Declining Balance Method Example
For depreciation rules 3, 4, and 5 (Declining Balance Methods) that have a Method of Computation of I or C, you might need to create a 999 life year rule to allow for depreciation calculations during the disposal year. Consider this example when creating a 999 life year rule for the depreciation rule:
Set up two new depreciation formulas as follows: (The second formula is optional and only needs to be set up if you are requiring a Lower Limit.)
Add a new depreciation formula by copying Formula 006 (provided in the demonstration data).
Enter this formula in the Formula field:
((((10-51) / 03) * 49) *11)* 56
Create an additional formula by copying Formula 701 provided in the demonstration data, if a Lower Limit is required for the disposal year depreciation calculation.

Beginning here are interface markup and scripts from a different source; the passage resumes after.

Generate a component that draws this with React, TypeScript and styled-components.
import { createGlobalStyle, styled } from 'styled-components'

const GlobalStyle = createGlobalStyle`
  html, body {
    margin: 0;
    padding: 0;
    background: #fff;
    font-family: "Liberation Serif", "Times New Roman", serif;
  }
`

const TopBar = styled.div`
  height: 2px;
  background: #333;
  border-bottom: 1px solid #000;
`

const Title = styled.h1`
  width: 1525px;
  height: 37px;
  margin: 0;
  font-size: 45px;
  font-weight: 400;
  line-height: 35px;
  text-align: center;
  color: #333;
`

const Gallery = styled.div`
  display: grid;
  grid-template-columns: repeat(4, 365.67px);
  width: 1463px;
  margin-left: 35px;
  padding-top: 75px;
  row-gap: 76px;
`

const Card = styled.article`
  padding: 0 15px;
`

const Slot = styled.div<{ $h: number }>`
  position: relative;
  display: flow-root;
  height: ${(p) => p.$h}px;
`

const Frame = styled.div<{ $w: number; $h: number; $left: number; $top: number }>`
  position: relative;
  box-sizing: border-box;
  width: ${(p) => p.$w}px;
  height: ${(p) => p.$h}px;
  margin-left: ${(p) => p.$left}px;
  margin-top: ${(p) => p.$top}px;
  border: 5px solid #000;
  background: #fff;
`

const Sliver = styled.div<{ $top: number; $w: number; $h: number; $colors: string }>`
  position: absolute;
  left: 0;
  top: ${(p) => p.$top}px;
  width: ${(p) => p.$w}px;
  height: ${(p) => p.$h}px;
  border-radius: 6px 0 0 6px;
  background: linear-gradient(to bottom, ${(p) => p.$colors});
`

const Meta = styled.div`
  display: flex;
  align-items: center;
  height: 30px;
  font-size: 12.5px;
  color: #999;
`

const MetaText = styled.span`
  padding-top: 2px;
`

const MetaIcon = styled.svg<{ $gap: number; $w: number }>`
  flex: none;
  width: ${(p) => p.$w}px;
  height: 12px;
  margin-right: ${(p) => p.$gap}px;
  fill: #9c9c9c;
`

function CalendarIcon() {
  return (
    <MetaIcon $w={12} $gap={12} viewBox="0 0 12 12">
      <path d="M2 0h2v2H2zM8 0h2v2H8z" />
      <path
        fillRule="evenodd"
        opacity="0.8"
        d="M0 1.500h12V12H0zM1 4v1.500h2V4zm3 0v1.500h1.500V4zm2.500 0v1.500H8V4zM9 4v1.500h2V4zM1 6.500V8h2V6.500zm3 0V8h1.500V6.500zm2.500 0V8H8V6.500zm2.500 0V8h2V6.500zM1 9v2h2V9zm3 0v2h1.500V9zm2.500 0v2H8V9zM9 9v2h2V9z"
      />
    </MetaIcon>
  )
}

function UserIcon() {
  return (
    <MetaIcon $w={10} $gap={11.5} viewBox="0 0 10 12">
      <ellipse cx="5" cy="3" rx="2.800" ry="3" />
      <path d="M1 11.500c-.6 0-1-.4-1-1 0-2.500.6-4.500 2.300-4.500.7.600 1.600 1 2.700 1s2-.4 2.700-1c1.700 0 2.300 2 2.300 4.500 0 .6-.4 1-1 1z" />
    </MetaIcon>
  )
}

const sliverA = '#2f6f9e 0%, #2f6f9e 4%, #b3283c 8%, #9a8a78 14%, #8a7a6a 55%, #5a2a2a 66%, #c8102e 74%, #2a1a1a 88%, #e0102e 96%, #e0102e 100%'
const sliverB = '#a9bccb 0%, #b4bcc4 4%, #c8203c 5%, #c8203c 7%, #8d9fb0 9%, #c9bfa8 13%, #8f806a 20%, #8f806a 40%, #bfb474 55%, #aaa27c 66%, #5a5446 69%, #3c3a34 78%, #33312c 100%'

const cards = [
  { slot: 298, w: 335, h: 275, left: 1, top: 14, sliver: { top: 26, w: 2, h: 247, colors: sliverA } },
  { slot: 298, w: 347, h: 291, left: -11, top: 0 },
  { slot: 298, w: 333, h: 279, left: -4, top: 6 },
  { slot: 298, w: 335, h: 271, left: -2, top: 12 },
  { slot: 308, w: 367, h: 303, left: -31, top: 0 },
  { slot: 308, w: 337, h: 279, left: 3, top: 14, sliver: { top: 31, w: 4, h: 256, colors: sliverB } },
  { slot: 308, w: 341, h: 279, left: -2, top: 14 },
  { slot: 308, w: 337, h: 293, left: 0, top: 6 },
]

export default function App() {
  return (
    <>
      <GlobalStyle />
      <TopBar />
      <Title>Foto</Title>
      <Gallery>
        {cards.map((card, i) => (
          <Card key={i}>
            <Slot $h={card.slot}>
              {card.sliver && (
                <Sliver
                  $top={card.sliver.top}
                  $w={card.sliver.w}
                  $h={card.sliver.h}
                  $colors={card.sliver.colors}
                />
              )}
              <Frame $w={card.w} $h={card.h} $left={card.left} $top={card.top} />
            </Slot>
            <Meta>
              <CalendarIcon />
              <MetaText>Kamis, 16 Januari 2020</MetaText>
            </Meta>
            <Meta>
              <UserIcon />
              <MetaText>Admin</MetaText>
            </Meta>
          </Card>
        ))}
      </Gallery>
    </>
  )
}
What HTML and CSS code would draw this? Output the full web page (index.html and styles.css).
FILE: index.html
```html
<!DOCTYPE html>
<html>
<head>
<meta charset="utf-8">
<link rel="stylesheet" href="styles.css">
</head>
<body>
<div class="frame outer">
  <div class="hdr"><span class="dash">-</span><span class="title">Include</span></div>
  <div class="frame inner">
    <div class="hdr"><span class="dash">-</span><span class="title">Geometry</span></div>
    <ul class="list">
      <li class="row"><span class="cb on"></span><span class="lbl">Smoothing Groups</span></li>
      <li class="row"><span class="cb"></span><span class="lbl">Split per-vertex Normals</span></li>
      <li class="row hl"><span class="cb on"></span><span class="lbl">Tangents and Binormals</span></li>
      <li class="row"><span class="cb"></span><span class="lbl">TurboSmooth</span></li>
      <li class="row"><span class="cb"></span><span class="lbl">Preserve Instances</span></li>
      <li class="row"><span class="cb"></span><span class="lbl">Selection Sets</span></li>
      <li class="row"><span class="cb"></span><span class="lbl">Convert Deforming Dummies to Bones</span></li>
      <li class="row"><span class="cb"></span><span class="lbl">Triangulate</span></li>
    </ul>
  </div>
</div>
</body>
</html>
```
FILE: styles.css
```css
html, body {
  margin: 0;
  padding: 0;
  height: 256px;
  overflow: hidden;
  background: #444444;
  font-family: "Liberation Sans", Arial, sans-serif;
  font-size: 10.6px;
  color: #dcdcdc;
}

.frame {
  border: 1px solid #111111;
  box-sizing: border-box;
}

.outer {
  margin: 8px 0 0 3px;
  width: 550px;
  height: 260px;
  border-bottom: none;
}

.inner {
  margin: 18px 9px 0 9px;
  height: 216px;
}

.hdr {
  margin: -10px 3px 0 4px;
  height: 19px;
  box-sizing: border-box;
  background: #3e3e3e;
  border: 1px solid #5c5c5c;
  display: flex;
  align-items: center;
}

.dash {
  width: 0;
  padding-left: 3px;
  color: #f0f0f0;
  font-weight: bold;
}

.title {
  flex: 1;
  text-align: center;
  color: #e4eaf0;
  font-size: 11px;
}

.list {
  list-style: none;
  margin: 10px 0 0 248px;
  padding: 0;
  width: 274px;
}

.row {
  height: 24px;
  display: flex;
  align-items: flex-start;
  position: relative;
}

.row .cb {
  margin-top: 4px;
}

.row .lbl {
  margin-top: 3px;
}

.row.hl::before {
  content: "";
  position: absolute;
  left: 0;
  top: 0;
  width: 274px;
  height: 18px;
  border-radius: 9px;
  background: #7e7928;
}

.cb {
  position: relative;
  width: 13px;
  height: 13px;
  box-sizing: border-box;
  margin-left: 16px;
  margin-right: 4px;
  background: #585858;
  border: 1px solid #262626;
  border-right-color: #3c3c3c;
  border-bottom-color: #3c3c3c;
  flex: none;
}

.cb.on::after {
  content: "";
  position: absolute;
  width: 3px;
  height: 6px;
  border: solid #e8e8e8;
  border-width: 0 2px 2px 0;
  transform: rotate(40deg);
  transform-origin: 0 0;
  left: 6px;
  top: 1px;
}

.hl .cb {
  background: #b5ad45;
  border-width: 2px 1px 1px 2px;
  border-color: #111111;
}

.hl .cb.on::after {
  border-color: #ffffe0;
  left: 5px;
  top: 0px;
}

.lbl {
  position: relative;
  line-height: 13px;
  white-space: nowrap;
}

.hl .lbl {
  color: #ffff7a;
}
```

Enter this formula in the Formula field:
((01-51) / (03 - (07) + 49 + (12-50) * 49) * 49) * 56
Create an additional formula for salvage value formula and enter this formula in the Formula field:
(53 * 49)
Note: This salvage value formula should be used only with a 999 disposal rule that uses the lower limit.Enter these values in the Depreciation Formula field as separate line items:
The new depreciation formula.
The new lower limit formula (if Lower Limit is required).
The new salvage formula (if you use the Lower Limit).
Use the same value in the Basis Formula field for all of the depreciation formulas.